If your portfolio is still sitting on the sidelines in cash as you wait for the right time to enter the market, you may want to consider a new strategy. There is always a headline out there to suggest that the market is about to go down. Here are a few strategies we suggest you consider:

1) Turn off the TV. 95% of what you hear and read about the economy is noise. A recent article on the front page of Yahoo.com reports that actress “Mila Kunis Rotates From Cash to Stocks”. We’re not putting the link there, because that’s the noise we’re talking about.

2) Put a multi-year plan together. Step 1 – Decide what the funds will be used for and when you expect to need them. Step 2 – Determine the amount of risk you need to take in order to reach your goals. If not, there are many strategies that can be used to help you. Maybe you need to save more, or maybe you need a new investment portfolio and investment strategies.

3) Stick to it. It’s important to remain committed to the plan, with periodic tweaks and changes. All to often, we see plans used for only a short period of time before old habits come back.

4) Get a second opinion. It’s important to remember to tap the expertise of a financial advisor when developing your plan. When prospective clients ask us for help, we dig deep to make sure all their investments and assets (including their 401(k), IRA, ROTH IRA, bank accounts) are working well together. We look at a few key areas for each portfolio: proper diversification, fees & expenses, performance, and volatility within the portfolio. Each of these is important and is driven by a client’s personal situation and risk tolerance.
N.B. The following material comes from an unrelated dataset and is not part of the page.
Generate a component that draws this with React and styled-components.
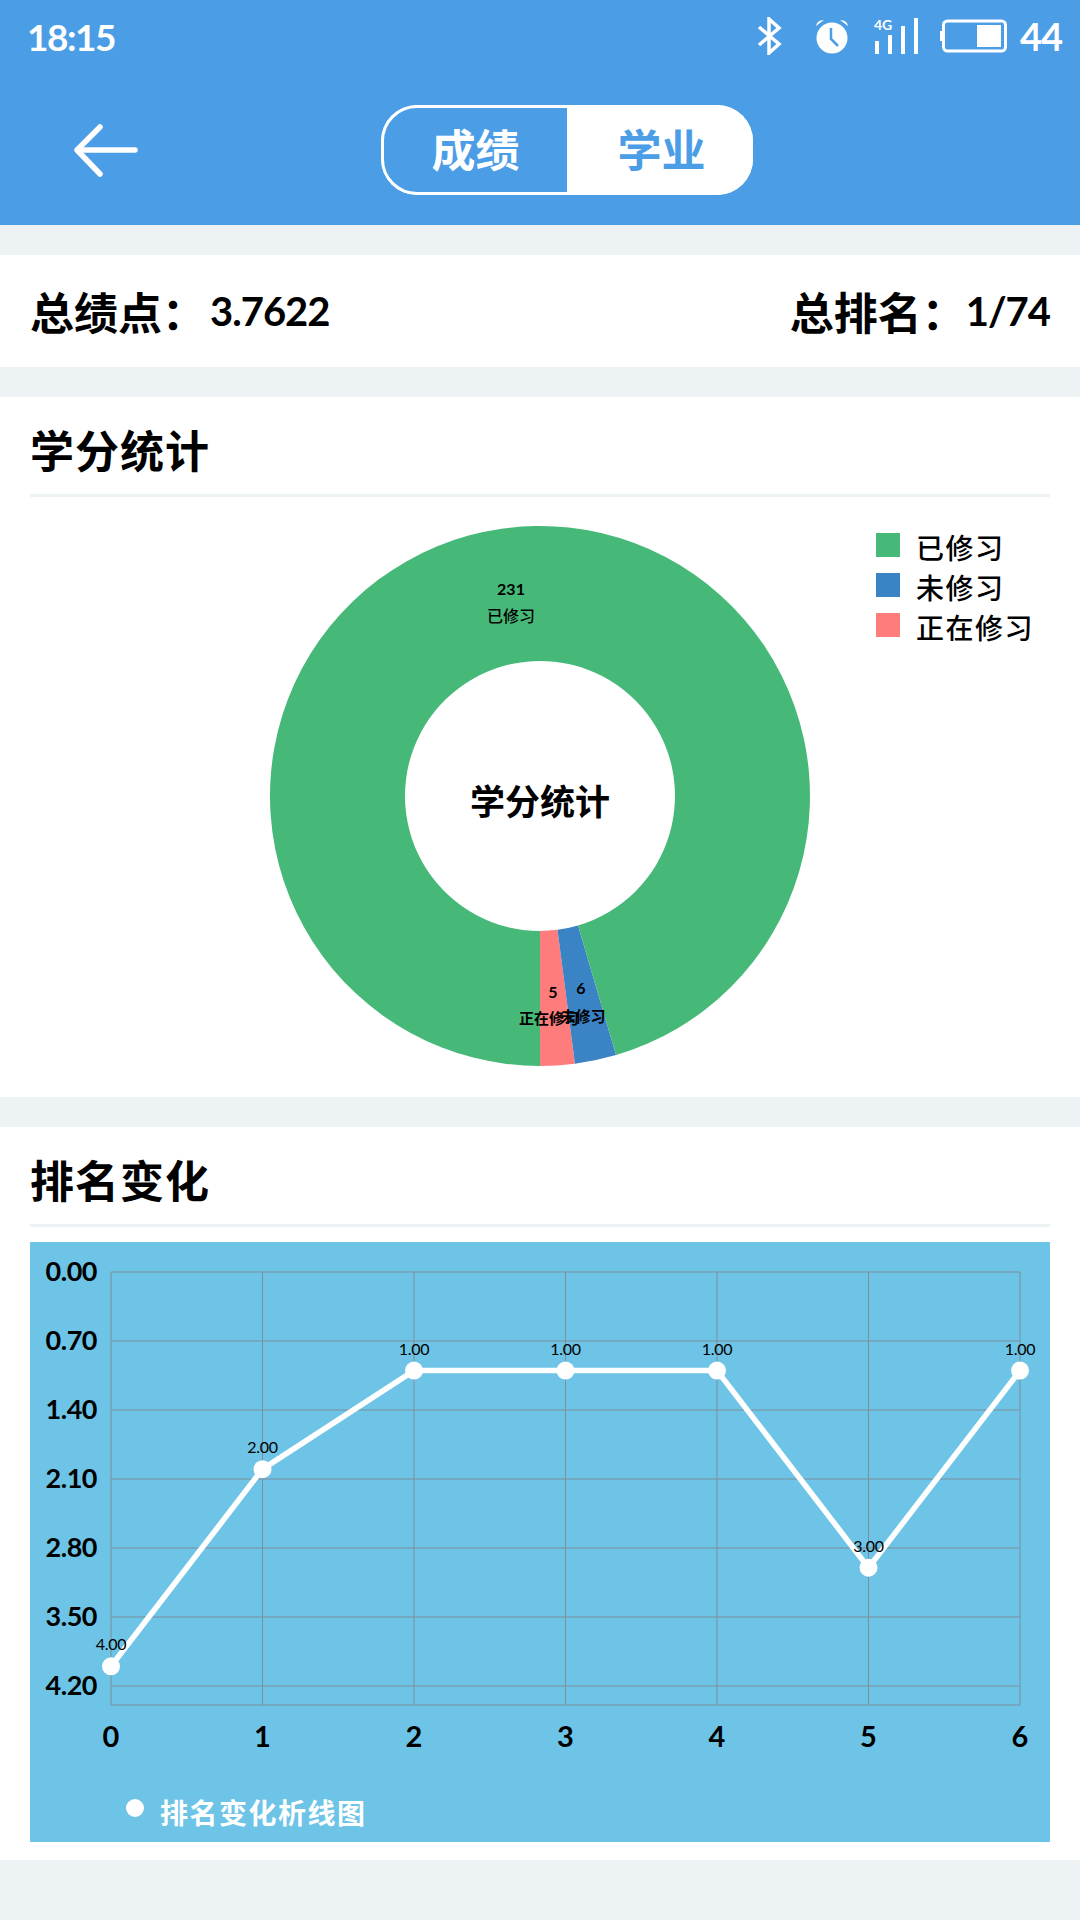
import React from 'react';
import styled, { createGlobalStyle } from 'styled-components';

const CN = '"Noto Sans CJK SC", "Noto Sans", sans-serif';
const NUM = 'Lato, "Noto Sans CJK SC", sans-serif';
const BLUE = '#4b9de6';

const Global = createGlobalStyle`
    html, body {
        margin: 0;
        padding: 0;
        background: #edf2f5;
    }
    body {
        font-family: ${CN};
        color: #000;
    }
`;

const Page = styled.div`
    width: 1080px;
    height: 1920px;
    overflow: hidden;
    display: flex;
    flex-direction: column;
    gap: 30px;
`;

const Header = styled.header`
    height: 225px;
    background: ${BLUE};
    color: #fff;
`;

const StatusBar = styled.div`
    height: 72px;
    padding: 0 18px 0 27px;
    display: flex;
    align-items: center;
    justify-content: space-between;
`;

const Time = styled.span`
    font: 700 37px ${NUM};
    letter-spacing: -1.5px;
`;

const StatusIcons = styled.div`
    display: flex;
    align-items: center;
`;

const StatusSvg = styled.svg`
    display: block;
    margin-right: ${p => p.$after}px;
`;

const Battery = styled.span`
    font: 700 38px ${NUM};
    letter-spacing: -1px;
`;

const NavBar = styled.div`
    padding: 33px 0 0 74px;
    display: flex;
    align-items: center;
`;

const Tabs = styled.div`
    margin-left: 243px;
    width: 372px;
    height: 90px;
    display: flex;
    border-radius: 36px;
    overflow: hidden;
    background: #fff;
`;

const Tab = styled.div`
    flex: 1;
    display: flex;
    align-items: center;
    justify-content: center;
    padding-bottom: 4px;
    font-size: 44px;
    font-weight: 700;
    box-sizing: border-box;
    color: ${p => (p.$active ? '#fff' : BLUE)};
    background: ${p => (p.$active ? BLUE : '#fff')};
    border: ${p => (p.$active ? '3px solid #fff' : 'none')};
    border-radius: ${p => (p.$active ? '36px 0 0 36px' : '0')};
`;

const Card = styled.section`
    background: #fff;
    padding: 0 30px;
`;

const Summary = styled(Card)`
    height: 112px;
    display: flex;
    align-items: center;
    justify-content: space-between;
`;

const Stat = styled.div`
    font-size: 44px;
    font-weight: 700;
    line-height: 1;
    display: flex;
    align-items: center;
`;

const StatValue = styled.span`
    margin-left: ${p => p.$gap || 0}px;
    font: 700 40px ${NUM};
    letter-spacing: -1px;
`;

const SectionTitle = styled.h2`
    margin: 0;
    height: 100px;
    box-sizing: border-box;
    padding-top: 24px;
    border-bottom: 3px solid #edf2f5;
    font-size: 44px;
    font-weight: 700;
    line-height: 56px;
    letter-spacing: 1px;
`;

const CreditsCard = styled(Card)`
    height: 700px;
`;

const PieArea = styled.div`
    position: relative;
    padding-top: 29px;
    display: flex;
    justify-content: center;
`;

const PieLegend = styled.ul`
    position: absolute;
    top: 28px;
    left: 846px;
    margin: 0;
    padding: 0;
    list-style: none;
    display: flex;
    flex-direction: column;
    gap: 0;
`;

const LegendRow = styled.li`
    height: 40px;
    display: flex;
    align-items: center;
    gap: 16px;
    font-size: 28px;
    font-weight: 500;
    letter-spacing: 1.5px;
    white-space: nowrap;
`;

const LegendText = styled.span`
    padding-top: 4px;
`;

const Swatch = styled.i`
    width: 24px;
    height: 24px;
    background: ${p => p.$color};
`;

const RankCard = styled(Card)`
    height: 733px;
`;

const ChartPanel = styled.div`
    margin-top: 15px;
    height: 600px;
    background: #6dc4e6;
    display: flex;
    flex-direction: column;
`;

const ChartSvg = styled.svg`
    display: block;
    flex: none;
`;

const ChartLegend = styled.div`
    display: flex;
    align-items: center;
    gap: 16px;
    padding-left: 96px;
    height: 60px;
    color: #fff;
    font-size: 28px;
    font-weight: 700;
    letter-spacing: 1.5px;
`;

const Dot = styled.i`
    width: 18px;
    height: 18px;
    margin-top: -8px;
    border-radius: 50%;
    background: #fff;
`;

const slices = [
    { name: '已修习', value: 231, color: '#46b978' },
    { name: '未修习', value: 6, color: '#3a84c6' },
    { name: '正在修习', value: 5, color: '#ff7c7c' },
];

// angle measured from the bottom of the ring, going towards the right
function ringSlice(from, to, outer, inner) {
    const pt = (a, r) => {
        const rad = (a * Math.PI) / 180;
        return `${(270 + r * Math.sin(rad)).toFixed(2)} ${(270 + r * Math.cos(rad)).toFixed(2)}`;
    };
    const large = to - from > 180 ? 1 : 0;
    return `M${pt(from, outer)} A${outer} ${outer} 0 ${large} 0 ${pt(to, outer)} L${pt(to, inner)} A${inner} ${inner} 0 ${large} 1 ${pt(from, inner)} Z`;
}

function Donut() {
    const total = 242;
    const pink = (5 / total) * 360;
    const blue = (6 / total) * 360;
    return (
        <svg width="540" height="540" viewBox="0 0 540 540" style={{ display: 'block' }}>
            <path d={ringSlice(0, pink, 270, 135)} fill={slices[2].color} />
            <path d={ringSlice(pink, pink + blue, 270, 135)} fill={slices[1].color} />
            <path d={ringSlice(pink + blue, 360, 270, 135)} fill={slices[0].color} />
            <g fontFamily={CN} textAnchor="middle" fill="#000">
                <text x="241" y="69" fontSize="16" fontFamily={NUM} fontWeight="700">231</text>
                <text x="241" y="96" fontSize="16" fontWeight="500">已修习</text>
                <text x="283" y="472" fontSize="16" fontFamily={NUM} fontWeight="700">5</text>
                <text x="311" y="468" fontSize="16" fontFamily={NUM} fontWeight="700">6</text>
                <text x="279" y="498" fontSize="15" fontWeight="700">正在修习</text>
                <text x="313" y="496" fontSize="15" fontWeight="700">未修习</text>
                <text x="270" y="289" fontSize="35" fontWeight="700">学分统计</text>
            </g>
        </svg>
    );
}

const GRID_X = 81;
const GRID_TOP = 30;
const STEP_X = 151.5;
const STEP_Y = 69;
const ranks = [4, 2, 1, 1, 1, 3, 1];
const yTicks = ['0.00', '0.70', '1.40', '2.10', '2.80', '3.50', '4.20'];

function RankChart() {
    const xs = ranks.map((_, i) => GRID_X + i * STEP_X);
    const ys = ranks.map(r => GRID_TOP + (r / 0.7) * STEP_Y);
    const right = GRID_X + 6 * STEP_X;
    const bottom = GRID_TOP + 433;
    return (
        <ChartSvg width="1020" height="540" viewBox="0 0 1020 540">
            <g stroke="#7d8f98" strokeWidth="1">
                {yTicks.map((t, i) => (
                    <line key={t} x1={GRID_X} x2={right} y1={GRID_TOP + i * STEP_Y} y2={GRID_TOP + i * STEP_Y} />
                ))}
                <line x1={GRID_X} x2={right} y1={bottom} y2={bottom} />
                {xs.map(x => (
                    <line key={x} x1={x} x2={x} y1={GRID_TOP} y2={bottom} />
                ))}
            </g>
            <g fontFamily={NUM} fontSize="27" fontWeight="700" fill="#000" textAnchor="end">
                {yTicks.map((t, i) => (
                    <text key={t} x="67" y={GRID_TOP + i * STEP_Y + 9} letterSpacing="-0.5">{t}</text>
                ))}
            </g>
            <g fontFamily={NUM} fontSize="29" fontWeight="700" fill="#000" textAnchor="middle">
                {xs.map((x, i) => (
                    <text key={x} x={x} y="505">{i}</text>
                ))}
            </g>
            <polyline
                points={xs.map((x, i) => `${x},${ys[i]}`).join(' ')}
                fill="none"
                stroke="#fff"
                strokeWidth="5.5"
                strokeLinejoin="round"
            />
            {xs.map((x, i) => (
                <circle key={x} cx={x} cy={ys[i]} r="9" fill="#fff" />
            ))}
            <g fontFamily={NUM} fontSize="16" fill="#000" textAnchor="middle" letterSpacing="-0.3">
                {xs.map((x, i) => (
                    <text key={x} x={x} y={ys[i] - 16}>{ranks[i].toFixed(2)}</text>
                ))}
            </g>
        </ChartSvg>
    );
}

const BackIcon = () => (
    <svg width="64" height="56" viewBox="0 0 64 56" fill="none" stroke="#fff" strokeWidth="5.5" strokeLinecap="round" strokeLinejoin="round">
        <path d="M26 5 L3 28 L26 52" />
        <path d="M4 28 H61" />
    </svg>
);

const StatusGlyphs = () => (
    <StatusIcons>
        <StatusSvg $after={32} width="25" height="38" viewBox="0 0 25 38" fill="none" stroke="#fff" strokeWidth="3.5">
            <path d="M2 10 L22 27 L12 36 V2 L22 11 L2 28" />
        </StatusSvg>
        <StatusSvg $after={24} width="36" height="36" viewBox="0 0 36 36">
            <circle cx="18" cy="20" r="15.5" fill="#fff" />
            <path d="M2 8 Q3 2 10 2 Z M34 8 Q33 2 26 2 Z" fill="#fff" />
            <path d="M17 10 V21 L24 28" fill="none" stroke={BLUE} strokeWidth="2.5" />
        </StatusSvg>
        <StatusSvg $after={16} width="50" height="38" viewBox="0 0 50 38">
            <text x="0" y="13" fontSize="14" fontWeight="700" fontFamily={NUM} fill="#fff">4G</text>
            <rect x="1" y="24" width="4" height="13" fill="#fff" />
            <rect x="14" y="18" width="4" height="19" fill="#fff" />
            <rect x="27" y="9" width="4" height="28" fill="#fff" />
            <rect x="40" y="1" width="4" height="36" fill="#fff" />
        </StatusSvg>
        <StatusSvg $after={12} width="68" height="34" viewBox="0 0 68 34">
            <rect x="0" y="12" width="3" height="10" fill="#fff" />
            <rect x="3.5" y="2" width="62" height="30" rx="4" fill="none" stroke="#fff" strokeWidth="3" />
            <rect x="37" y="6" width="24" height="22" fill="#fff" />
        </StatusSvg>
        <Battery>44</Battery>
    </StatusIcons>
);

export default function App() {
    return (
        <Page>
            <Global />
            <Header>
                <StatusBar>
                    <Time>18:15</Time>
                    <StatusGlyphs />
                </StatusBar>
                <NavBar>
                    <BackIcon />
                    <Tabs>
                        <Tab $active>成绩</Tab>
                        <Tab>学业</Tab>
                    </Tabs>
                </NavBar>
            </Header>

            <Summary>
                <Stat>总绩点：<StatValue $gap={4}>3.7622</StatValue></Stat>
                <Stat>总排名：<StatValue>1/74</StatValue></Stat>
            </Summary>

            <CreditsCard>
                <SectionTitle>学分统计</SectionTitle>
                <PieArea>
                    <Donut />
                    <PieLegend>
                        {slices.map(s => (
                            <LegendRow key={s.name}>
                                <Swatch $color={s.color} />
                                <LegendText>{s.name}</LegendText>
                            </LegendRow>
                        ))}
                    </PieLegend>
                </PieArea>
            </CreditsCard>

            <RankCard>
                <SectionTitle>排名变化</SectionTitle>
                <ChartPanel>
                    <RankChart />
                    <ChartLegend>
                        <Dot />
                        排名变化析线图
                    </ChartLegend>
                </ChartPanel>
            </RankCard>
        </Page>
    );
}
Most importantly, we look to see if this portfolio could achieve the client’s financial goal.

Overcoming Volatility in Confidence

Some refer to the past decade as “the lost decade” due to market volatility that seemed to send many investors back to where they started.

It also marked tremendous volatility in confidence, with investors finding it difficult to believe in their investments and in the market itself. As a result, investors faced a new risk – allowing fear to stand in the way of capturing future market gains.

These concerns can vary in degree and change depending on the state of the market. The following stages reflect a common progression of mindset during most economic cycles, while suggesting a way to rebound from volatilities in returns and in confidence.

1. Herding: Confidence builds. Doing what everyone else is doing creates the feeling of safety in numbers.

2. Anchoring: Confidence is high. As investors fixate on a high-water portfolio value, confidence can hinder the ability to rationalize a normal cyclical decline.

3. Information Overload: Confidence is questioned. Investors cannot stop listening to news reports and opinions which, more often than not, feed into doubts and pessimism.

4. Straight Line Projections: Confidence wanes. Investors sometimes forget that most broad markets are cyclical and never go in a single direction forever.

5. Despair: Confidence is shattered. Conclusion that the financial markets, government oversight and the global economy are broken beyond repair.

6. Change of Strategy: Confidence returns. Investors begin to again feel positive about market participation when they are confident their strategy is built from knowledge gained through past downturns and reasonably promises to avoid similar outcomes.